The latest inversion – where an American company buys or merges with a foreign company to ease their tax burden – is none other than classic American eatery Burger King, which reportedly intends to buy Canadian chain Tim Horton’s. This move would bring Burger King’s corporate tax burden down from America’s super-sized 39.1 percent to Canada’s 26.5 percent – and importantly, mean their headquarters, and corresponding jobs, would move north.
In the three decades since America last reformed its tax code, our system has only become increasingly complex, riddled with exceptions and loopholes, and more and more unfair. In 1986, a now-legendary bipartisan agreement led to tax reform and a lower corporate rate. Since then, other countries have been aggressively lowering their rates, quickly eroding America’s once enviable competitive edge. As a result of our stagnation, these days American companies have three basic options: navigate a dizzying and growing tax code and pay a world-leading tax rate; use an army of lawyers to circumvent the system and find loopholes for a lower rate; or now – inversions.
Our highest-in-the-world corporate rate means that American companies, on average, pay 40 cents on each extra dollar earned. In Europe, the average rate is 20 cents; in Asia 22 cents – or half of what companies in America pay. That doesn’t mean American countries should be moving overseas to get out of paying American tax rates, but it does give us a sense of why they might want to. More importantly, it should give Washington some motivation to act.
The system is not working for anyone right now, except our foreign competitors. The longer we wait to act, the harder it will be to keep American companies, and the jobs that come with them, on our shores.
That’s why Paul Ryan is right. And he isn’t alone.
Vice President Biden’s former chief economist Jared Bernstein, using Burger King as an example, says recent tax inversions “provide such a clear example of the sort of loopholes that plague our corporate code.”
The solution to tax inversions is tax reform that makes our system fairer, simpler and lowers our corporate tax rate.
Companies want to do business here in America. Taking steps to make that easier would solve the inversion craze in its tracks. In addition, tax reform would bring a host of other sorely-needed economic benefits for the United States including, according to some estimates, increased GDP and wages.
Until we reform our system, a growing number of U.S. businesses are going to follow Burger King, Pfizer and others, who, in the absence of action from Washington, are taking matters into their own hands to reduce their tax burdens.
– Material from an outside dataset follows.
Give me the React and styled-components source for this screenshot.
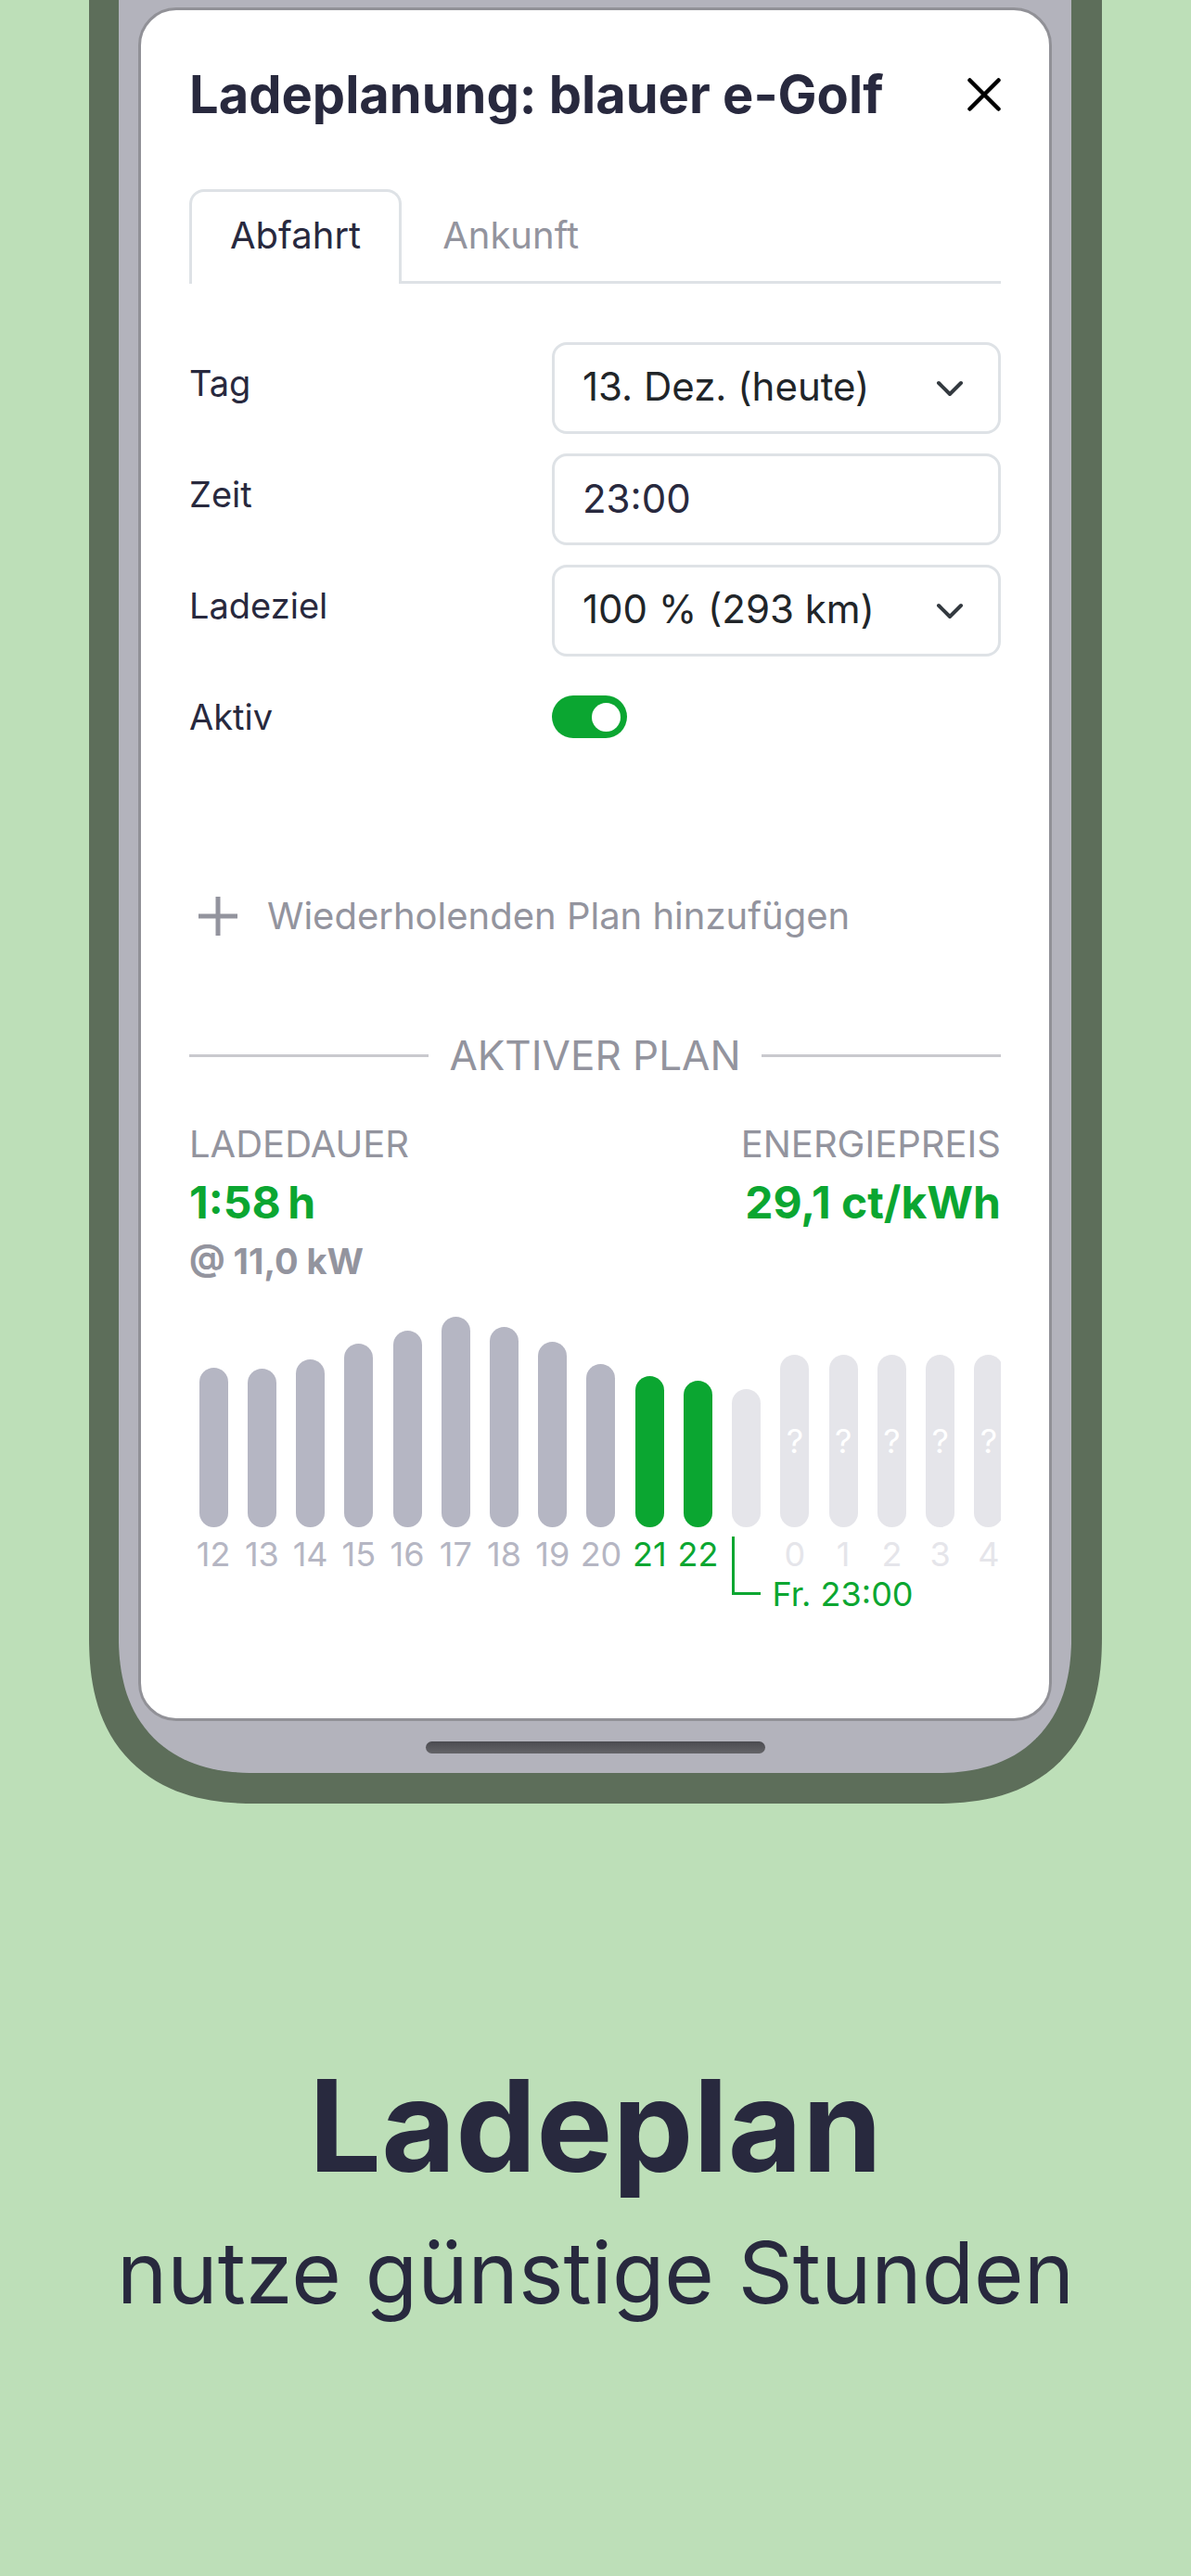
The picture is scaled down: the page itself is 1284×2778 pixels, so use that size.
import React, { useState } from "react";
import styled, { createGlobalStyle } from "styled-components";

const color = {
  page: "#bddfb8",
  frame: "#5d6e5a",
  screen: "#b3b3bc",
  edge: "#919197",
  text: "#28293e",
  option: "#212529",
  muted: "#93949e",
  line: "#dee2e6",
  rule: "#c9c9ce",
  past: "#b5b6c3",
  future: "#e5e5ea",
  green: "#0ba631",
};

const GlobalStyle = createGlobalStyle`
  *, *::before, *::after { box-sizing: border-box; }
  body {
    margin: 0;
    background: ${color.page};
    color: ${color.text};
    font-family: Inter, "Liberation Sans", sans-serif;
    font-weight: 440;
    font-size: 38px;
    line-height: 48px;
  }
  button, input, select { font: inherit; color: inherit; }
`;

const Page = styled.main`
  min-height: 100vh;
  padding: 0 96px;
`;

const Phone = styled.div`
  padding: 8px 21px 21px;
  border: 33px solid ${color.frame};
  border-top: 0;
  border-left-width: 32px;
  border-radius: 0 0 180px 180px;
  corner-shape: superellipse(1.26);
  background: ${color.screen};
`;

const Sheet = styled.section`
  padding: 61px 52px 110px;
  border: 3px solid ${color.edge};
  border-radius: 41px;
  background: #fff;
`;

const Header = styled.header`
  display: flex;
  align-items: center;
  justify-content: space-between;
  margin-bottom: 72px;
`;

const Title = styled.h1`
  margin: 0;
  font-size: 56px;
  font-weight: 700;
  line-height: 60px;
`;

const CloseButton = styled.button`
  display: flex;
  padding: 0;
  border: 0;
  background: none;
  color: #000;
`;

const Tabs = styled.div`
  display: flex;
  margin-bottom: 63px;

  &::after {
    content: "";
    flex: 1;
    border-bottom: 3px solid ${color.line};
  }
`;

const Tab = styled.button`
  padding: ${(p) => (p.$active ? "23px 41px 28px" : "26px 44px 25px")};
  border: solid ${color.line};
  border-width: ${(p) => (p.$active ? "3px 3px 0" : "0 0 3px")};
  border-radius: ${(p) => (p.$active ? "16px 16px 0 0" : "0")};
  background: none;
  color: ${(p) => (p.$active ? color.text : color.muted)};
  font-size: 40px;
`;

const Form = styled.form`
  display: grid;
  gap: 21px;
`;

const Row = styled.div`
  display: grid;
  grid-template-columns: 391fr 484fr;
  align-items: start;
  min-height: 99px;
`;

const Label = styled.label`
  padding-top: 20px;
`;

const Field = styled.div`
  display: grid;
  align-items: center;

  > * {
    grid-area: 1 / 1;
  }

  svg {
    justify-self: end;
    margin-right: 39px;
    pointer-events: none;
  }
`;

const control = `
  width: 100%;
  height: 99px;
  margin: 0;
  padding: 0 30px 3px;
  border: 3px solid ${color.line};
  border-radius: 16px;
  background: #fff;
  appearance: none;
  font-size: 42px;
`;

const Select = styled.select`
  ${control}
  color: ${color.option};
`;

const TextInput = styled.input`
  ${control}
`;

const Switch = styled.input`
  display: flex;
  align-items: center;
  justify-content: ${(p) => (p.checked ? "flex-end" : "flex-start")};
  width: 81px;
  height: 46px;
  margin: 21px 0 0;
  padding: 0 7px;
  border-radius: 23px;
  background: ${(p) => (p.checked ? color.green : color.past)};
  appearance: none;

  &::before {
    content: "";
    width: 31px;
    height: 31px;
    border-radius: 50%;
    background: #fff;
  }
`;

const AddButton = styled.button`
  display: flex;
  align-items: center;
  gap: 32px;
  margin: 136px 0 100px;
  padding: 0 10px;
  border: 0;
  background: none;
  color: ${color.muted};
  font-size: 40px;
`;

const Divider = styled.h2`
  display: flex;
  align-items: center;
  gap: 22px;
  margin: 0 0 46px;
  color: ${color.muted};
  font-size: 44px;
  font-weight: 400;
  line-height: 52px;
  text-transform: uppercase;

  &::before,
  &::after {
    content: "";
    flex: 1;
    height: 3px;
    background: ${color.rule};
  }
`;

const Stats = styled.div`
  display: flex;
  justify-content: space-between;
  margin-bottom: 36px;
`;

const Stat = styled.div`
  display: grid;
  align-content: start;
  gap: 7px;
  color: ${color.muted};
  text-align: ${(p) => p.$align || "left"};
`;

const StatName = styled.div`
  font-size: 40px;
  font-weight: 400;
  text-transform: uppercase;
`;

const StatValue = styled.div`
  color: ${color.green};
  font-size: 48px;
  font-weight: 700;
  line-height: 64px;
`;

const StatNote = styled.div`
  font-weight: 700;
`;

const ChartClip = styled.div`
  overflow: hidden;
`;

const Chart = styled.div`
  display: grid;
  grid-template-columns: repeat(17, minmax(0, 1fr));
  grid-template-rows: 227px 53px 43px;
  margin-right: -13px;
  font-size: 36px;
`;

const tone = { past: color.past, active: color.green, future: color.future };

const Bar = styled.div`
  display: flex;
  grid-row: 1;
  align-items: center;
  align-self: end;
  justify-content: center;
  justify-self: center;
  width: 31px;
  border-radius: 16px;
  background: ${(p) => tone[p.$tone]};
  color: #fff;
`;

const Hour = styled.div`
  display: flex;
  grid-row: 2;
  justify-content: center;
  padding-top: 5px;
  color: ${(p) => tone[p.$tone]};
`;

const Target = styled.div`
  display: flex;
  grid-row: 2 / 4;
  grid-column: 12 / -1;
  gap: 13px;
  align-items: flex-end;
  padding: 10px 0 0 10px;
  color: ${color.green};

  &::before {
    content: "";
    width: 31px;
    height: 63px;
    margin-bottom: 23px;
    border: solid ${color.green};
    border-width: 0 0 3px 3px;
  }
`;

const HomeBar = styled.div`
  width: 366px;
  height: 13px;
  margin: 22px auto 0;
  border-radius: 7px;
  background: linear-gradient(#4b4b50, #646468);
`;

const Caption = styled.footer`
  margin: 272px -96px 0;
  text-align: center;
`;

const Headline = styled.h2`
  margin: 0;
  font-size: 138px;
  font-weight: 700;
  line-height: 150px;
`;

const Tagline = styled.p`
  margin: 0;
  font-size: 92px;
  font-weight: 400;
  line-height: 168px;
`;

const hours = [
  [12, 172, "past"],
  [13, 171, "past"],
  [14, 181, "past"],
  [15, 198, "past"],
  [16, 212, "past"],
  [17, 227, "past"],
  [18, 216, "past"],
  [19, 200, "past"],
  [20, 176, "past"],
  [21, 163, "active"],
  [22, 158, "active"],
  [null, 149, "future"],
  [0, 186, "future", true],
  [1, 186, "future", true],
  [2, 186, "future", true],
  [3, 186, "future", true],
  [4, 186, "future", true],
];

const Chevron = () => (
  <svg width="32" height="24" viewBox="0 0 32 24" fill="none" stroke="#343a40" strokeWidth="4" strokeLinecap="round" strokeLinejoin="round" aria-hidden="true">
    <path d="M4 6l12 12 12-12" />
  </svg>
);

export default function App() {
  const [tab, setTab] = useState("Abfahrt");
  const [time, setTime] = useState("23:00");
  const [active, setActive] = useState(true);

  return (
    <>
      <GlobalStyle />
      <Page>
        <Phone>
          <Sheet>
            <Header>
              <Title>Ladeplanung: blauer e-Golf</Title>
              <CloseButton type="button" aria-label="Schließen">
                <svg width="36" height="36" viewBox="0 0 36 36" fill="none" stroke="currentColor" strokeWidth="4.5" strokeLinecap="round">
                  <path d="M2.5 2.5l31 31M33.5 2.5l-31 31" />
                </svg>
              </CloseButton>
            </Header>

            <Tabs role="tablist">
              {["Abfahrt", "Ankunft"].map((name) => (
                <Tab key={name} type="button" role="tab" aria-selected={tab === name} $active={tab === name} onClick={() => setTab(name)}>
                  {name}
                </Tab>
              ))}
            </Tabs>

            <Form>
              <Row>
                <Label htmlFor="day">Tag</Label>
                <Field>
                  <Select id="day">
                    <option>13. Dez. (heute)</option>
                  </Select>
                  <Chevron />
                </Field>
              </Row>
              <Row>
                <Label htmlFor="time">Zeit</Label>
                <Field>
                  <TextInput id="time" value={time} onChange={(e) => setTime(e.target.value)} />
                </Field>
              </Row>
              <Row>
                <Label htmlFor="goal">Ladeziel</Label>
                <Field>
                  <Select id="goal">
                    <option>100 % (293 km)</option>
                  </Select>
                  <Chevron />
                </Field>
              </Row>
              <Row>
                <Label htmlFor="active">Aktiv</Label>
                <Switch id="active" type="checkbox" role="switch" checked={active} onChange={(e) => setActive(e.target.checked)} />
              </Row>
            </Form>

            <AddButton type="button">
              <svg width="42" height="42" viewBox="0 0 42 42" stroke="currentColor" strokeWidth="5" aria-hidden="true">
                <path d="M21 0v42M0 21h42" />
              </svg>
              Wiederholenden Plan hinzufügen
            </AddButton>

            <Divider>Aktiver Plan</Divider>

            <Stats>
              <Stat>
                <StatName>Ladedauer</StatName>
                <StatValue>1:58{"\u202f"}h</StatValue>
                <StatNote>@ 11,0 kW</StatNote>
              </Stat>
              <Stat $align="right">
                <StatName>Energiepreis</StatName>
                <StatValue>29,1 ct/kWh</StatValue>
              </Stat>
            </Stats>

            <ChartClip>
              <Chart>
                {hours.map(([hour, height, kind, unknown], i) => (
                  <React.Fragment key={i}>
                    <Bar $tone={kind} style={{ height, gridColumn: i + 1 }}>
                      {unknown && "?"}
                    </Bar>
                    <Hour $tone={kind} style={{ gridColumn: i + 1 }}>
                      {hour}
                    </Hour>
                  </React.Fragment>
                ))}
                <Target>Fr. 23:00</Target>
              </Chart>
            </ChartClip>
          </Sheet>
          <HomeBar />
        </Phone>

        <Caption>
          <Headline>Ladeplan</Headline>
          <Tagline>nutze günstige Stunden</Tagline>
        </Caption>
      </Page>
    </>
  );
}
Our out-of-date code has had a real-life effect on our economy and it has taken the inversion craze to get our lawmakers to take note.
Fortunately, there is some bipartisan agreement. President Obama, Speaker Boehner and the leaders of the tax writing committees in the House and Senate all acknowledge the problems we face, and importantly, mostly agree on the solutions we need. Yes, the growing alarm of inversions is not lost on our leaders, but now we need action.
Tax reform is more than just a stop-gap, Band-Aid solution. To borrow a line from another fast food chain, by tackling the code and the rate, we can keep American companies from making a run for the border.